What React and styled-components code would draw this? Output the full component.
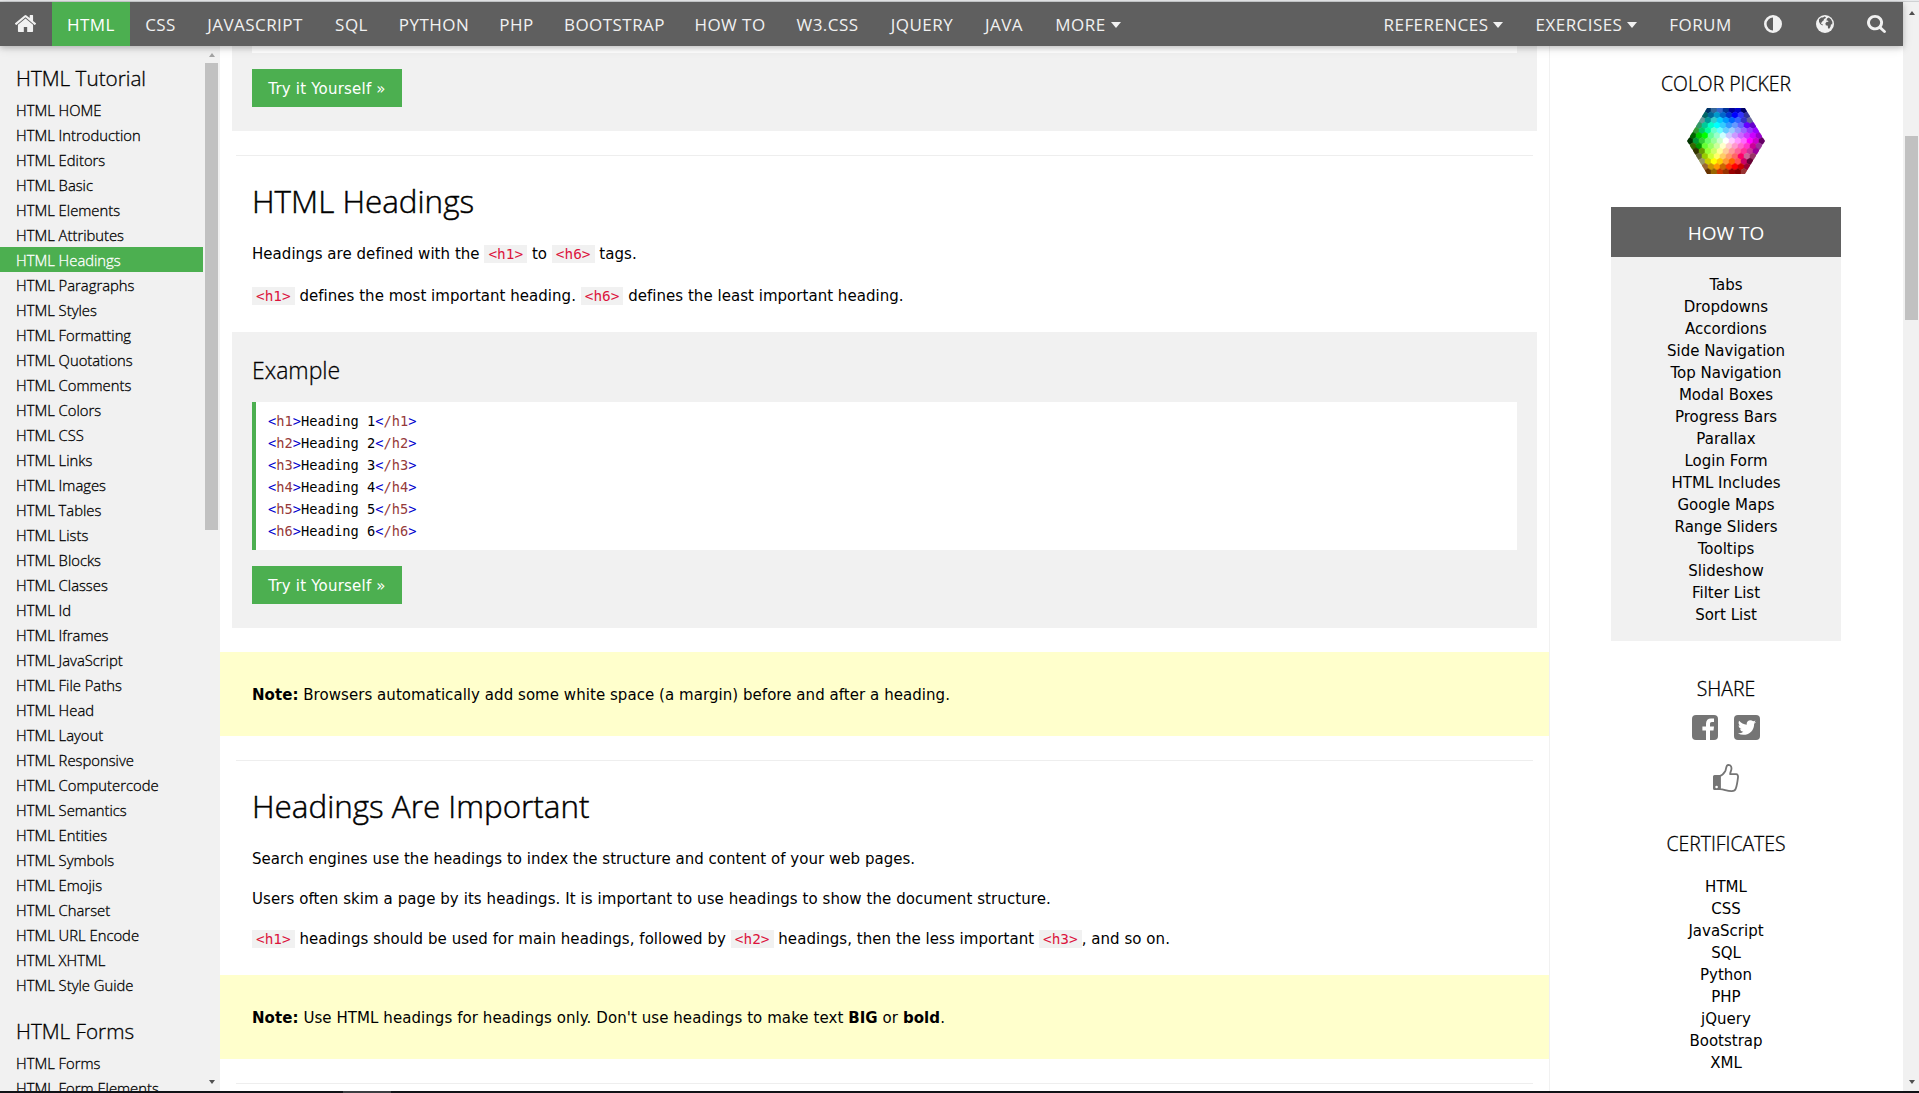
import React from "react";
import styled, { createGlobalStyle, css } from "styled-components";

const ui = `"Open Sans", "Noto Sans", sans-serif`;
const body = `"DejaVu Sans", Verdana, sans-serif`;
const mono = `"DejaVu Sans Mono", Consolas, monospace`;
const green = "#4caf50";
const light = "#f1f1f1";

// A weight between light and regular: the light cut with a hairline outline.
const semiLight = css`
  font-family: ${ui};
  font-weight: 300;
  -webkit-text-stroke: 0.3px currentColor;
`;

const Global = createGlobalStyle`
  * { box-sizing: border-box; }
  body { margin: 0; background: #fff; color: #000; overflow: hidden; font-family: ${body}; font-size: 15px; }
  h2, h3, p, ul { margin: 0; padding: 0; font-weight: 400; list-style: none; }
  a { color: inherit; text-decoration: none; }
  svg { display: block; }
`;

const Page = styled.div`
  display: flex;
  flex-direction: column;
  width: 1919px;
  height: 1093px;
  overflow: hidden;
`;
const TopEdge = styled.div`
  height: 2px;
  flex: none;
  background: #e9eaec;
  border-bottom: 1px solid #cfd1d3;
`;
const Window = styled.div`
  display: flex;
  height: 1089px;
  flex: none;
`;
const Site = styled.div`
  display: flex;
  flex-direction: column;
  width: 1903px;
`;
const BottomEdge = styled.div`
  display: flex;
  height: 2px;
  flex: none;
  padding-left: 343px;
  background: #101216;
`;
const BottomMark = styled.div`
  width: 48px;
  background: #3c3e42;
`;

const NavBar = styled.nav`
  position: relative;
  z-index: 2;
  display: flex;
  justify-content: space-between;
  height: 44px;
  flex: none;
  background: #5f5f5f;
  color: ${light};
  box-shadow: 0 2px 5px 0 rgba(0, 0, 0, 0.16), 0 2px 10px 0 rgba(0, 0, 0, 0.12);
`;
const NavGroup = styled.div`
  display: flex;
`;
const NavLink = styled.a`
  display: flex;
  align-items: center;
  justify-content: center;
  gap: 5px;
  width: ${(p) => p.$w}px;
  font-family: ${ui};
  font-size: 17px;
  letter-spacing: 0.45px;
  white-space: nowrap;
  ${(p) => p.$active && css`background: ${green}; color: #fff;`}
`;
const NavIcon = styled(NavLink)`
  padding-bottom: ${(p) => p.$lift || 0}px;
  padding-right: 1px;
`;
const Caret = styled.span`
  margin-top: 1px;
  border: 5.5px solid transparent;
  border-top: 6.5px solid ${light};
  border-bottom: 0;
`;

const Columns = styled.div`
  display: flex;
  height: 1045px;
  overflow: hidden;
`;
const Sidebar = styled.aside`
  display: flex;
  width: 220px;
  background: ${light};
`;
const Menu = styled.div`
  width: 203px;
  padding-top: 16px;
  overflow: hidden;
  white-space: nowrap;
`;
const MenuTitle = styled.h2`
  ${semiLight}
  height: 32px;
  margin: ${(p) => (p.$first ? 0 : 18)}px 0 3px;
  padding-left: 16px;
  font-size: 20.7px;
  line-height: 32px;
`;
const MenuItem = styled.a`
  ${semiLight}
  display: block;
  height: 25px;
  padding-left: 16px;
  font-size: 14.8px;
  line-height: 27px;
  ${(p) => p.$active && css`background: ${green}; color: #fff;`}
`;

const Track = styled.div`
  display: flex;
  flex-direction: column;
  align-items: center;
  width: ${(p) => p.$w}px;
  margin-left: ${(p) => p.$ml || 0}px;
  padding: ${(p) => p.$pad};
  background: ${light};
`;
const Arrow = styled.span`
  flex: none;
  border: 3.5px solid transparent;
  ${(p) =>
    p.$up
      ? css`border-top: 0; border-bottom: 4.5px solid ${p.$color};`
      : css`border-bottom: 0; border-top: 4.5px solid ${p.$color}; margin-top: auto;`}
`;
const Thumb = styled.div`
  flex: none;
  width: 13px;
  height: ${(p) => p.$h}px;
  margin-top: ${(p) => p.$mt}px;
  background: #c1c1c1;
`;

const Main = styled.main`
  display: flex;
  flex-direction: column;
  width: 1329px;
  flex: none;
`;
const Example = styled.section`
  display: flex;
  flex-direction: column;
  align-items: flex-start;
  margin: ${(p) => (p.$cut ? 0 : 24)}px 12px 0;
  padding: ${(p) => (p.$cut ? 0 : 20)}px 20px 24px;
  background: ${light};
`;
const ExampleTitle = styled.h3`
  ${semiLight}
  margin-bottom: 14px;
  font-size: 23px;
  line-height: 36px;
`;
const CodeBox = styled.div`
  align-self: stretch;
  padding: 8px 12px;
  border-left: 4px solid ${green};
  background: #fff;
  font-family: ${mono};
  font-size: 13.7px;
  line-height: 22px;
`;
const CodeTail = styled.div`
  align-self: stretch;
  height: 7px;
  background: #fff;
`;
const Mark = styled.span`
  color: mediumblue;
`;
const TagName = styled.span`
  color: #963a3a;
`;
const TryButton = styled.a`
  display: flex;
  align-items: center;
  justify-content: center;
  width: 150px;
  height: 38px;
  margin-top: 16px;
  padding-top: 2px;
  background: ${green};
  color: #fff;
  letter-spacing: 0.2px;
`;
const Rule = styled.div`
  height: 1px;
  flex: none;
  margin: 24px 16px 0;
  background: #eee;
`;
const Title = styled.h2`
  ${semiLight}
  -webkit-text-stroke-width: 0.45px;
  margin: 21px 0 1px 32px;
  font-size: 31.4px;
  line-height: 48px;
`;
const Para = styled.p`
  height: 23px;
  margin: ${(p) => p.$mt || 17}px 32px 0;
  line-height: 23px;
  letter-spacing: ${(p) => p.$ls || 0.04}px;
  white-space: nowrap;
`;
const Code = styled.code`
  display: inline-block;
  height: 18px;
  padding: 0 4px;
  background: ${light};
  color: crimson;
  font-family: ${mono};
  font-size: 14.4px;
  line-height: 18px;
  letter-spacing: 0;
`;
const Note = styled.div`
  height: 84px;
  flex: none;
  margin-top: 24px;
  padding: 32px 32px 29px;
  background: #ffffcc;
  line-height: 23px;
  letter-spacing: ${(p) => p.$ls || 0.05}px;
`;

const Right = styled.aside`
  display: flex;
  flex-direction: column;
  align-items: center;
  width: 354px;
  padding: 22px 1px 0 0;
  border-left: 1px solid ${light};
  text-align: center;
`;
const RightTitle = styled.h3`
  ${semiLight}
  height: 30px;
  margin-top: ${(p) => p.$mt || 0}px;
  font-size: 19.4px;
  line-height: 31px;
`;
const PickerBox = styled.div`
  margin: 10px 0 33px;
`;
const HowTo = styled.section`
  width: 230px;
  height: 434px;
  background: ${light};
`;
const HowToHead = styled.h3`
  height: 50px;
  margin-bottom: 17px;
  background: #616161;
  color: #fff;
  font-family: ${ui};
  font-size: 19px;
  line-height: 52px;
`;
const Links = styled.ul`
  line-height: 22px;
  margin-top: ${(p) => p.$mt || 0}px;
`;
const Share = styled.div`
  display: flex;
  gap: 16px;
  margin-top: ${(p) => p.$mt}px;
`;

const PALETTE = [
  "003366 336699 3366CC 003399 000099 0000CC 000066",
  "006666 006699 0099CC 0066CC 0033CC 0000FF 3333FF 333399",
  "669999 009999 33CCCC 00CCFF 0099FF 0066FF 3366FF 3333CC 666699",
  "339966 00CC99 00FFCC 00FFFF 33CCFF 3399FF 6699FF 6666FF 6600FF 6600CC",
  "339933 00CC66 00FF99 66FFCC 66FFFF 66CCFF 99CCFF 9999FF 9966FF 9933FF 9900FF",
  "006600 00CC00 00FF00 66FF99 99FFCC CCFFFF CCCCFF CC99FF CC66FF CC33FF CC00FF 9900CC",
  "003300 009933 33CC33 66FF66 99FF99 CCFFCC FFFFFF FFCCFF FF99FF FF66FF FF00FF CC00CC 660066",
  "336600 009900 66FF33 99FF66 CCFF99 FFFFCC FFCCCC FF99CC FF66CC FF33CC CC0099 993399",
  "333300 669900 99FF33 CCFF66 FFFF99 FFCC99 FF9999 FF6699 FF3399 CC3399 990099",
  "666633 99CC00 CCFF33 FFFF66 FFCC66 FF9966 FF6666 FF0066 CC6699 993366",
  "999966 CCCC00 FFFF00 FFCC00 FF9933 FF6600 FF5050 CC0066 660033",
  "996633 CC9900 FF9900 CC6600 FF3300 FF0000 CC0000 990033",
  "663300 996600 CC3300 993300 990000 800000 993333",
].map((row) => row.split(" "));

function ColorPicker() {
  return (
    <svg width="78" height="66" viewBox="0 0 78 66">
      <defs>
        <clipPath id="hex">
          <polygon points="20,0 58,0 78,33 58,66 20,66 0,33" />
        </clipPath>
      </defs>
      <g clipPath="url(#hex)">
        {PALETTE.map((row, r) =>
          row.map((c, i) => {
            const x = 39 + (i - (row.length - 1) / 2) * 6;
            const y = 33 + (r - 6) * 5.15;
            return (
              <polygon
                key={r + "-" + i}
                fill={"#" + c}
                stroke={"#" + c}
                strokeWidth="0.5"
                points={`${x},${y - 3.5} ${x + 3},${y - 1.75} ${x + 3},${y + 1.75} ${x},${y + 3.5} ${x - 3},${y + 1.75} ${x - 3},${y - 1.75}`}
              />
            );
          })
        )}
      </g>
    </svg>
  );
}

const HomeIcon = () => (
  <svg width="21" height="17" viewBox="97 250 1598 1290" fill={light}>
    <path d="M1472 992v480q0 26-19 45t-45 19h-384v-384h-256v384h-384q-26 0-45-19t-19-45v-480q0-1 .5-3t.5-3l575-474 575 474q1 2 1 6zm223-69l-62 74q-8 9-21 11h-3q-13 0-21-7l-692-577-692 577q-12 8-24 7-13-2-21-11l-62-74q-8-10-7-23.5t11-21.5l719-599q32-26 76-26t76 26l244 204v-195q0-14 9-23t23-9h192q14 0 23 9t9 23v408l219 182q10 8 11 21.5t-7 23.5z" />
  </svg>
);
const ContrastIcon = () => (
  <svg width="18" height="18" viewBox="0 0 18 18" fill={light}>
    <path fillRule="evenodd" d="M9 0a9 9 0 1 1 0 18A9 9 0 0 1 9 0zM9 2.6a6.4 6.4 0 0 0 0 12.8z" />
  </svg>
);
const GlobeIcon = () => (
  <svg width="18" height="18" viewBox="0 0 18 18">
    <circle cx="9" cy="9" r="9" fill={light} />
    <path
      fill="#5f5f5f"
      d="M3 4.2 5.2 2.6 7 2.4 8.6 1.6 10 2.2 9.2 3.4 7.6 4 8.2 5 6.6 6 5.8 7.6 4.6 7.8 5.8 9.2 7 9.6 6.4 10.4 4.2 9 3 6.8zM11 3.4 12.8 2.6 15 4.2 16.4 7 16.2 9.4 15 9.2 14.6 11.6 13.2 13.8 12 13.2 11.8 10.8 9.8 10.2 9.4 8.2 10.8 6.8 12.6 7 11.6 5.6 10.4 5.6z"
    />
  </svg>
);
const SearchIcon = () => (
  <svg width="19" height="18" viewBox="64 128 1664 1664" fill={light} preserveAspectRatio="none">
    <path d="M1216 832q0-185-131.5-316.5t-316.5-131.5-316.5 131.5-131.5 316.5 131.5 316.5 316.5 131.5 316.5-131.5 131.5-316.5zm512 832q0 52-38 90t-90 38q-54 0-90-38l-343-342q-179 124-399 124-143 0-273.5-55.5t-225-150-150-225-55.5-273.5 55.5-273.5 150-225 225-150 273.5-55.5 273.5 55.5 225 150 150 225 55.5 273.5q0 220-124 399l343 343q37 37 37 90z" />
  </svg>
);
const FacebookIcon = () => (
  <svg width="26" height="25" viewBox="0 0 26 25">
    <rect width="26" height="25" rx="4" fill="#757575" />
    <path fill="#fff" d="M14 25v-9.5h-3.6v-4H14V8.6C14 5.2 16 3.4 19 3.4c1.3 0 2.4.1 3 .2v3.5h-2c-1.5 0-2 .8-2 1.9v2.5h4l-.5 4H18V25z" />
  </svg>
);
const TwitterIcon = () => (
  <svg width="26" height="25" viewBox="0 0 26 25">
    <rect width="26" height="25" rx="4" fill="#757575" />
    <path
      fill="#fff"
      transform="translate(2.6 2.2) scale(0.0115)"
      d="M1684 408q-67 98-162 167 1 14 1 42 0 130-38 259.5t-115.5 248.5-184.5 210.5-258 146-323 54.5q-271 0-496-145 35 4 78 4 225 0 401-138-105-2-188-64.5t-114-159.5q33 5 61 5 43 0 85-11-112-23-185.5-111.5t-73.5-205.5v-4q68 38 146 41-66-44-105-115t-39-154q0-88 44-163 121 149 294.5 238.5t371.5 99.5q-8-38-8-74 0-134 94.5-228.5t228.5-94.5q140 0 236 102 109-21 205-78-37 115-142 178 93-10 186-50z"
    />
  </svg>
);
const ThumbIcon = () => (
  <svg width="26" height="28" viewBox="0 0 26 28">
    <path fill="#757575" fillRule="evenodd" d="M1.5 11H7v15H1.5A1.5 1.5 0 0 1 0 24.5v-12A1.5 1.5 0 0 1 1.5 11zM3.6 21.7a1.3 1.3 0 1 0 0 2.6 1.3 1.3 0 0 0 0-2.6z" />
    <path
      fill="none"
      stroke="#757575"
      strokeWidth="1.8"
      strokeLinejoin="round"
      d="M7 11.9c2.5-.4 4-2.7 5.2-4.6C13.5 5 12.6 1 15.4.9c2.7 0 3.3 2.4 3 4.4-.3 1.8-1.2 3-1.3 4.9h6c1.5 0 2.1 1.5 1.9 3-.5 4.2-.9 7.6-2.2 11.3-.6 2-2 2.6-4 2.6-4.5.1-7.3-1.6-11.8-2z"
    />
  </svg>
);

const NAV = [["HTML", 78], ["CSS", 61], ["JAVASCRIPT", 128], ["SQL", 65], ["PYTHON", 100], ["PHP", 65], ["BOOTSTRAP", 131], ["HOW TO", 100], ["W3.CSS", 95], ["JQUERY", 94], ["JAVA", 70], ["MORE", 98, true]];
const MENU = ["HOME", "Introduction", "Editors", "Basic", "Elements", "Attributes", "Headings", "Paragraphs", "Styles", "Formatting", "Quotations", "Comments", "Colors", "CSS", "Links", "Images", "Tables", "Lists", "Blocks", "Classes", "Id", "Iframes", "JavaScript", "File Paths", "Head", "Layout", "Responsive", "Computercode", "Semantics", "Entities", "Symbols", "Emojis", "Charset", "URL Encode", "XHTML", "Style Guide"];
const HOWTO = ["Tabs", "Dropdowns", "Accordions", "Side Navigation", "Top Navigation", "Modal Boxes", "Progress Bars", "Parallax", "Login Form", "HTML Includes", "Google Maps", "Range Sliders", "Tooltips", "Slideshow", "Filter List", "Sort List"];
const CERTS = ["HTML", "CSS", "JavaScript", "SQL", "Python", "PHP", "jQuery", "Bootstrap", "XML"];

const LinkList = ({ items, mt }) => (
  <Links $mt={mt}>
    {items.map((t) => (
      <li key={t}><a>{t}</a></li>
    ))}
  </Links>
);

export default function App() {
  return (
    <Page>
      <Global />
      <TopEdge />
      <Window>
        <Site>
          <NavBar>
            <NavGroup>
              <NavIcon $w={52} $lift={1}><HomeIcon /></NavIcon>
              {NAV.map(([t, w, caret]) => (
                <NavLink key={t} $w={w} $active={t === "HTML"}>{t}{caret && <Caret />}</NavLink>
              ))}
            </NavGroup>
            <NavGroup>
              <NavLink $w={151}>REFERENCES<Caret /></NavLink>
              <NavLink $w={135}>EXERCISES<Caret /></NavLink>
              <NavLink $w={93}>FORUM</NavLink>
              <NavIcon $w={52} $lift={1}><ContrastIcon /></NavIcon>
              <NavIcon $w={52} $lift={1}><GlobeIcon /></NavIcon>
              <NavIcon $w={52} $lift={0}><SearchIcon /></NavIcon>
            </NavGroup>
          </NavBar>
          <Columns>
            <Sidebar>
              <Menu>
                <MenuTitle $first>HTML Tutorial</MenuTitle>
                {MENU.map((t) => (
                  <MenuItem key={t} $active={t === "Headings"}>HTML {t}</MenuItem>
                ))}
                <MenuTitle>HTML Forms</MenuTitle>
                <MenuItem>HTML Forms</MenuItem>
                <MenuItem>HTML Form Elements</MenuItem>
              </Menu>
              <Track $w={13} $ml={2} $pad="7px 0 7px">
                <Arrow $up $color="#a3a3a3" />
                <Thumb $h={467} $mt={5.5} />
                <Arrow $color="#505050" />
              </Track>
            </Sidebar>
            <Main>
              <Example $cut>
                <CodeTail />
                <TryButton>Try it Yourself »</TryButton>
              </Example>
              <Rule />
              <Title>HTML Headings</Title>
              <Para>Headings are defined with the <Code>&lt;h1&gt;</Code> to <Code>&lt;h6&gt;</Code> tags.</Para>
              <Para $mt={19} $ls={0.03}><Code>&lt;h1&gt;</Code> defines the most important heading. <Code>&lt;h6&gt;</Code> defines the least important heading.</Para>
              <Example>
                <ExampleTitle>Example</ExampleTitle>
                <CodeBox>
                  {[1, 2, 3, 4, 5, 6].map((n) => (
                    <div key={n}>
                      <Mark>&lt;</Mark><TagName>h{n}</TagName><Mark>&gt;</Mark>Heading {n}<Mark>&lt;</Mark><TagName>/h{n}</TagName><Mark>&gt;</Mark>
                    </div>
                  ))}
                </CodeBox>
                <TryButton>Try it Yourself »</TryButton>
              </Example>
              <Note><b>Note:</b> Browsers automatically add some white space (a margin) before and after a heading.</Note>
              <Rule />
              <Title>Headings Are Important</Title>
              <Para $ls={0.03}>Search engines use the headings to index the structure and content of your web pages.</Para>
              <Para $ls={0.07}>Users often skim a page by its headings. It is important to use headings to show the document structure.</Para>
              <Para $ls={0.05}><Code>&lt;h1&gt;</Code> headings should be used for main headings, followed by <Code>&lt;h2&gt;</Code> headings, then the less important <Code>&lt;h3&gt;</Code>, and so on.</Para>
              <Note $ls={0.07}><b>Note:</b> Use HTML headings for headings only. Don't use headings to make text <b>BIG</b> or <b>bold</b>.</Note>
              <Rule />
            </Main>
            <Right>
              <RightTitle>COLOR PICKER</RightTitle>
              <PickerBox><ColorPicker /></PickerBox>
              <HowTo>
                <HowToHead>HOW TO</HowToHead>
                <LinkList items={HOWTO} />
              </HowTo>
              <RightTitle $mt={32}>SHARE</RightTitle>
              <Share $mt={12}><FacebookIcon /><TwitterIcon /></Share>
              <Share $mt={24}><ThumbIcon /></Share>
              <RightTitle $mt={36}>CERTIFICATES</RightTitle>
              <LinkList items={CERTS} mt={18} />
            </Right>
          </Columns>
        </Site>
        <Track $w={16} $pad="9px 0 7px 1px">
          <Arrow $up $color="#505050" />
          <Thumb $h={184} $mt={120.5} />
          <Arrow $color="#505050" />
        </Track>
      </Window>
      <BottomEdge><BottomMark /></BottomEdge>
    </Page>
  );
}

§ What to produce: Copy every line that contains the string "React".

§ Result below:
What React and styled-components code would draw this? Output the full component.
import React from "react";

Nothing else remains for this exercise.